Harry Potter and the Deathly Hallows Part I Review
This Harry Potter game will make you wish you could magically transform it into something better.
The Harry Potter games have been pretty hit and miss, and there's no excuse for the misses. Any game based on a movie should be good, since it already has a decent plot set up. All that it needs is some good gameplay, and it shouldn't be that hard to pull off with a Harry Potter game. Even the DS games should at least be okay. However, the majority of games put out these days that are based on movies are terrible. Harry Potter and the Deathly Hallows Part I is the worst example of a game based on a movie based on a book. It is painfully obvious that this game was thrown together and shoved onto the shelves as fast as possible in order to make the maximum profit off of naïve parents of screaming little Harry Potter fans.
The gameplay is simplistic and boring. Harry runs down endless corridors and shoots Stupefy spells out of his wand when you tap on the screen. Hitting a shoulder button activates a protection spell. Those are really the only two spells you need for combat. You might occasionally need a third area of effect spell when Stupefy fails to hit anything for no reason at all.

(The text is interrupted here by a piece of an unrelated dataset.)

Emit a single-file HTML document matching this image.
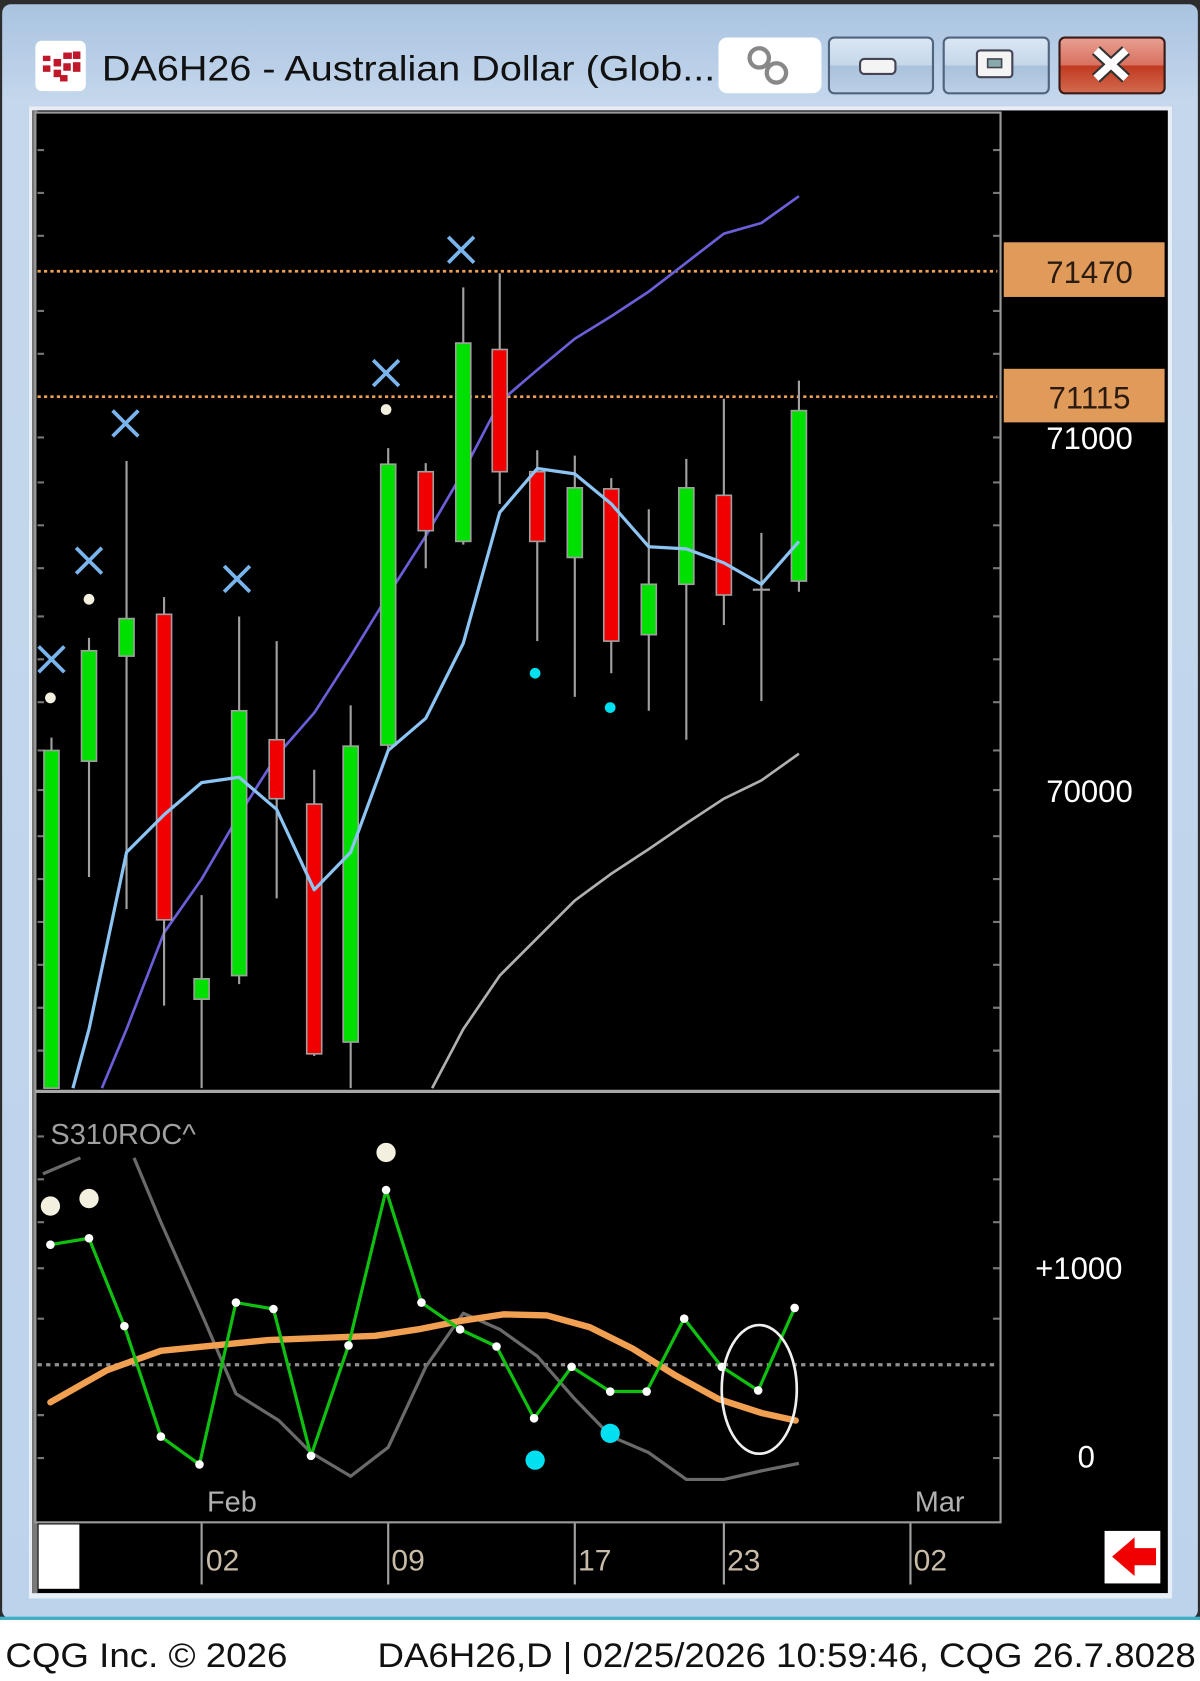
<!DOCTYPE html>
<html><head><meta charset="utf-8"><style>
html,body{margin:0;padding:0;background:#fff;width:1200px;height:1681px;overflow:hidden}
svg{display:block}
text{font-family:"Liberation Sans",sans-serif}
</style></head><body>
<svg width="1200" height="1681" viewBox="0 0 1119 1568" preserveAspectRatio="none" xmlns="http://www.w3.org/2000/svg">
<defs>
<linearGradient id="fr" x1="0" y1="0" x2="0" y2="1"><stop offset="0" stop-color="#a9c3e0"/><stop offset="0.06" stop-color="#c4d7ec"/><stop offset="1" stop-color="#bdd3ec"/></linearGradient>
<linearGradient id="bt" x1="0" y1="0" x2="0" y2="1"><stop offset="0" stop-color="#dbe7f4"/><stop offset="0.5" stop-color="#c5d7ea"/><stop offset="0.5" stop-color="#a9c1dc"/><stop offset="1" stop-color="#bcd0e6"/></linearGradient>
<linearGradient id="rb" x1="0" y1="0" x2="0" y2="1"><stop offset="0" stop-color="#e8a093"/><stop offset="0.5" stop-color="#d8705e"/><stop offset="0.5" stop-color="#c0391f"/><stop offset="1" stop-color="#d26a4f"/></linearGradient>
</defs>
<rect x="0" y="0" width="1119" height="1515" fill="#2c2c2c"/>
<rect x="2" y="4" width="1115" height="1506" rx="8" fill="url(#fr)"/>
<rect x="0" y="1508" width="1119" height="3" fill="#3ab0c8"/>
<rect x="0" y="1511" width="1119" height="57" fill="#fff"/>
<!-- title -->
<rect x="33" y="38" width="47" height="47" rx="6" fill="#fff"/>
<g fill="#c0182a"><rect x="40" y="52" width="7" height="5"/><rect x="40" y="61" width="7" height="6"/><rect x="50" y="55" width="7" height="7"/><rect x="50" y="65" width="7" height="7"/><rect x="59" y="49" width="8" height="6"/><rect x="59" y="59" width="7" height="7"/><rect x="68" y="48" width="7" height="7"/><rect x="68" y="58" width="7" height="9"/><rect x="56" y="70" width="7" height="6"/></g>
<text x="95" y="75" font-size="33" fill="#111" textLength="572" lengthAdjust="spacingAndGlyphs">DA6H26 - Australian Dollar (Glob...</text>
<rect x="670" y="35" width="96" height="52" rx="8" fill="#fff"/>
<g fill="none" stroke="#888" stroke-width="4"><circle cx="708" cy="54" r="9"/><circle cx="724" cy="68" r="9"/></g>
<rect x="773" y="35" width="97" height="52" rx="5" fill="url(#bt)" stroke="#50647e" stroke-width="2"/>
<rect x="802" y="55" width="33" height="14" rx="4" fill="#f4f4f4" stroke="#445" stroke-width="2"/>
<rect x="880" y="35" width="98" height="52" rx="5" fill="url(#bt)" stroke="#50647e" stroke-width="2"/>
<rect x="911" y="47" width="33" height="25" rx="3" fill="#f4f4f4" stroke="#445" stroke-width="2"/><rect x="921" y="55" width="13" height="8" fill="#8aa" stroke="#445" stroke-width="1.5"/>
<rect x="988" y="35" width="98" height="52" rx="5" fill="url(#rb)" stroke="#3a1a16" stroke-width="2"/>
<path d="M1022 47 L1050 73 M1050 47 L1022 73" stroke="#333" stroke-width="11"/>
<path d="M1022 47 L1050 73 M1050 47 L1022 73" stroke="#fff" stroke-width="7"/>
<!-- chart area -->
<rect x="27" y="99" width="1066" height="390" fill="#8a8a8a"/>
<rect x="27" y="99" width="1066" height="1392" fill="#e8eef6"/>
<rect x="30" y="103" width="1059" height="1383" fill="#000"/>
<rect x="30" y="103" width="5" height="1383" fill="#7a7a7a"/>
<rect x="33" y="105" width="900" height="1315" fill="#000" stroke="#9a9a9a" stroke-width="2"/>
<line x1="33" y1="1018" x2="933" y2="1018" stroke="#a8a8a8" stroke-width="3"/>
<g stroke="#777" stroke-width="2">
<path d="M35 140h6M35 180h6M35 220h6M35 290h6M35 330h6M35 408h6M35 450h6M35 490h6M35 530h6M35 575h6M35 615h6M35 655h6M35 700h6M35 737h6M35 780h6M35 820h6M35 860h6M35 900h6M35 940h6M35 980h6"/>
<path d="M926 140h6M926 180h6M926 220h6M926 290h6M926 330h6M926 408h6M926 450h6M926 490h6M926 530h6M926 575h6M926 615h6M926 655h6M926 700h6M926 737h6M926 780h6M926 820h6M926 860h6M926 900h6M926 940h6M926 980h6"/>
<path d="M35 1060h6M35 1100h6M35 1140h6M35 1183h6M35 1230h6M35 1320h6M35 1360h6M926 1060h6M926 1100h6M926 1140h6M926 1183h6M926 1230h6M926 1320h6M926 1360h6"/>
</g>
<!-- orange lines -->
<g stroke="#f0a050" stroke-width="2.5" stroke-dasharray="3 3"><line x1="35" y1="253" x2="930" y2="253"/><line x1="35" y1="370" x2="930" y2="370"/></g>
<rect x="936" y="226" width="150" height="51" fill="#e09a5a"/>
<rect x="936" y="344" width="150" height="50" fill="#e09a5a"/>
<g font-size="29" text-anchor="middle"><text x="1016" y="264" fill="#2a1a10">71470</text><text x="1016" y="381" fill="#2a1a10">71115</text>
<text x="1016" y="419" fill="#fff">71000</text><text x="1016" y="748" fill="#fff">70000</text>
<text x="1006" y="1193" fill="#fff">+1000</text><text x="1013" y="1369" fill="#fff">0</text></g>
<!-- MA lines -->
<g fill="none" stroke-linejoin="round">
<polyline stroke="#b0b0b0" stroke-width="2.5" points="403,1015 432,960 466,910 501,875 536,840 570,815 605,792 640,768 675,745 710,728 745,703"/>
<polyline stroke="#6a5fd8" stroke-width="2.5" points="95,1015 118,960 153,870 188,820 223,760 258,705 293,665 327,612 362,555 397,500 432,440 466,375 501,345 536,316 570,295 605,272 640,245 675,218 710,208 745,183"/>
</g>
<!-- candles -->
<g stroke="#a0a0a0" stroke-width="2">
<path d="M48 688V1015M83 595V818M118 430V848M153 557V938M188 835V1015M223 575V918M258 598V838M293 718V985M327 658V1015M362 418V700M397 432V530M432 268V508M466 255V470M501 420V598M536 425V650M570 446V628M605 475V663M640 428V690M675 372V583M710 497V654M745 355V552M702 550H718"/>
</g>
<g stroke="#a0a0a0" stroke-width="1.5">
<rect x="41" y="700" width="14" height="315" fill="#00e000"/>
<rect x="76" y="607" width="14" height="103" fill="#00e000"/>
<rect x="111" y="577" width="14" height="35" fill="#00e000"/>
<rect x="146" y="573" width="14" height="285" fill="#f00000"/>
<rect x="181" y="913" width="14" height="19" fill="#00e000"/>
<rect x="216" y="663" width="14" height="247" fill="#00e000"/>
<rect x="251" y="690" width="14" height="55" fill="#f00000"/>
<rect x="286" y="750" width="14" height="233" fill="#f00000"/>
<rect x="320" y="696" width="14" height="276" fill="#00e000"/>
<rect x="355" y="433" width="14" height="262" fill="#00e000"/>
<rect x="390" y="440" width="14" height="55" fill="#f00000"/>
<rect x="425" y="320" width="14" height="185" fill="#00e000"/>
<rect x="459" y="326" width="14" height="114" fill="#f00000"/>
<rect x="494" y="440" width="14" height="65" fill="#f00000"/>
<rect x="529" y="455" width="14" height="65" fill="#00e000"/>
<rect x="563" y="456" width="14" height="142" fill="#f00000"/>
<rect x="598" y="545" width="14" height="47" fill="#00e000"/>
<rect x="633" y="455" width="14" height="90" fill="#00e000"/>
<rect x="668" y="462" width="14" height="93" fill="#f00000"/>
<rect x="738" y="383" width="14" height="159" fill="#00e000"/>
</g>
<polyline fill="none" stroke="#8cc4f4" stroke-width="3" stroke-linejoin="round" points="68,1015 83,960 118,795 153,760 188,730 223,725 258,755 293,830 327,795 362,700 397,670 432,600 466,478 501,437 536,442 570,470 605,510 640,512 675,525 710,545 745,505"/>
<g stroke="#7ab4ec" stroke-width="3.5">
<path d="M36 603l24 24M60 603l-24 24M71 511l24 24M95 511l-24 24M105 383l24 24M129 383l-24 24M209 528l24 24M233 528l-24 24M348 336l24 24M372 336l-24 24M418 221l24 24M442 221l-24 24"/>
</g>
<g fill="#f4f0e0"><circle cx="47" cy="651" r="5"/><circle cx="83" cy="559" r="5"/><circle cx="360" cy="382" r="5"/></g>
<g fill="#00e0f0"><circle cx="499" cy="628" r="5"/><circle cx="569" cy="660" r="5"/></g>
<!-- lower panel -->
<text x="47" y="1067" font-size="27" fill="#a0a0a0">S310ROC^</text>
<line x1="35" y1="1273" x2="930" y2="1273" stroke="#909090" stroke-width="3" stroke-dasharray="4 4"/>
<polyline fill="none" stroke="#6a6a6a" stroke-width="3" points="40,1095 75,1080"/>
<polyline fill="none" stroke="#6a6a6a" stroke-width="3" stroke-linejoin="round" points="125,1080 150,1140 190,1230 220,1300 260,1325 290,1355 327,1377 362,1350 397,1275 432,1225 466,1240 501,1265 536,1305 570,1340 605,1355 640,1380 675,1380 710,1372 745,1365"/>
<polyline fill="none" stroke="#f0a050" stroke-width="6" stroke-linejoin="round" stroke-linecap="round" points="47,1308 100,1278 150,1260 200,1255 250,1250 300,1248 350,1246 390,1240 430,1232 470,1226 510,1227 550,1238 590,1258 630,1283 670,1305 710,1318 742,1325"/>
<polyline fill="none" stroke="#10c010" stroke-width="3" stroke-linejoin="round" points="47,1161 83,1155 116,1237 150,1340 186,1366 220,1215 255,1221 290,1358 325,1255 360,1110 393,1215 429,1240 463,1256 498,1323 533,1275 569,1298 603,1298 638,1230 673,1275 707,1297 741,1220"/>
<g fill="#fff"><circle cx="47" cy="1161" r="4"/><circle cx="83" cy="1155" r="4"/><circle cx="116" cy="1237" r="4"/><circle cx="150" cy="1340" r="4"/><circle cx="186" cy="1366" r="4"/><circle cx="220" cy="1215" r="4"/><circle cx="255" cy="1221" r="4"/><circle cx="290" cy="1358" r="4"/><circle cx="325" cy="1255" r="4"/><circle cx="360" cy="1110" r="4"/><circle cx="393" cy="1215" r="4"/><circle cx="429" cy="1240" r="4"/><circle cx="463" cy="1256" r="4"/><circle cx="498" cy="1323" r="4"/><circle cx="533" cy="1275" r="4"/><circle cx="569" cy="1298" r="4"/><circle cx="603" cy="1298" r="4"/><circle cx="638" cy="1230" r="4"/><circle cx="673" cy="1275" r="4"/><circle cx="707" cy="1297" r="4"/><circle cx="741" cy="1220" r="4"/></g>
<g fill="#f4f0e0"><circle cx="47" cy="1125" r="9"/><circle cx="83" cy="1118" r="9"/><circle cx="360" cy="1075" r="9"/></g>
<g fill="#00e0f0"><circle cx="499" cy="1362" r="9"/><circle cx="569" cy="1337" r="9"/></g>
<ellipse cx="708" cy="1296" rx="35" ry="60" fill="none" stroke="#f0f0f0" stroke-width="2.5"/>
<text x="193" y="1410" font-size="27" fill="#b0b0b0">Feb</text>
<text x="853" y="1410" font-size="27" fill="#b0b0b0">Mar</text>
<!-- date axis -->
<g stroke="#a0a0a0" stroke-width="2"><path d="M188 1421V1478M362 1421V1478M536 1421V1478M675 1421V1478M849 1421V1478"/></g>
<g font-size="28" fill="#c8bca8"><text x="192" y="1465">02</text><text x="365" y="1465">09</text><text x="539" y="1465">17</text><text x="678" y="1465">23</text><text x="852" y="1465">02</text></g>
<rect x="36" y="1422" width="38" height="60" fill="#fff"/>
<rect x="1030" y="1428" width="52" height="49" fill="#fff"/>
<path d="M1037 1452 L1058 1434 L1058 1444 L1078 1444 L1078 1460 L1058 1460 L1058 1470 Z" fill="#f00000"/>
<!-- footer -->
<text x="5" y="1555" font-size="32" fill="#111" textLength="263" lengthAdjust="spacingAndGlyphs">CQG Inc. © 2026</text>
<text x="352" y="1555" font-size="32" fill="#111" textLength="763" lengthAdjust="spacingAndGlyphs">DA6H26,D | 02/25/2026 10:59:46, CQG 26.7.8028</text>
</svg>
</body></html>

You also need a special spell to fight Dementors, which are ridiculously easy to defeat considering how tough they are in the books/movies. But for the majority of the game, you shoot at evil wizards with Stupefy, and if they happen to cast a protection spell you should probably do that as well. Collecting the juice you need to cast special (non-Stupefy) spells is never a problem. There are a few other things to collect if you bother to wander off the beaten path a little, but it's never worth it. The game offers no real challenge at all except for the times when the game doesn't work, at which point the only thing being offered is frustration.

There was one boss that took me a couple times to beat, but only because that when I would tap on the blurry blocks of material that were chucked at me, half the time it would jump half an inch to the right instead of blowing up. I don't know if this was a glitch or just the developer's way of communicating their undying hatred for all gamers everywhere.
Harry's not hard to control, although using his special spells is a little bit awkward. You have to have the spell equipped and then push up or down on the d-pad, then tap or draw or whatever to use it. It's not what you would call intuitive, and the spells aren't worth the trouble. It's not like they look cool or anything. Either Ron or Hermione is always following you, and they're pretty useless. The also fire Stupefy balls at enemies, but at a much slower rate, and for some reason when they get hit, your health goes down. This is especially annoying when they get stuck somewhere and are getting beaten up by stray baddies like the moronic twits they are.

It's disappointing that the game doesn't make use of the DS's built in microphone. An example of how it could have been used would be to cast spells, simply say the name of the spell into the microphone and it's cast in game.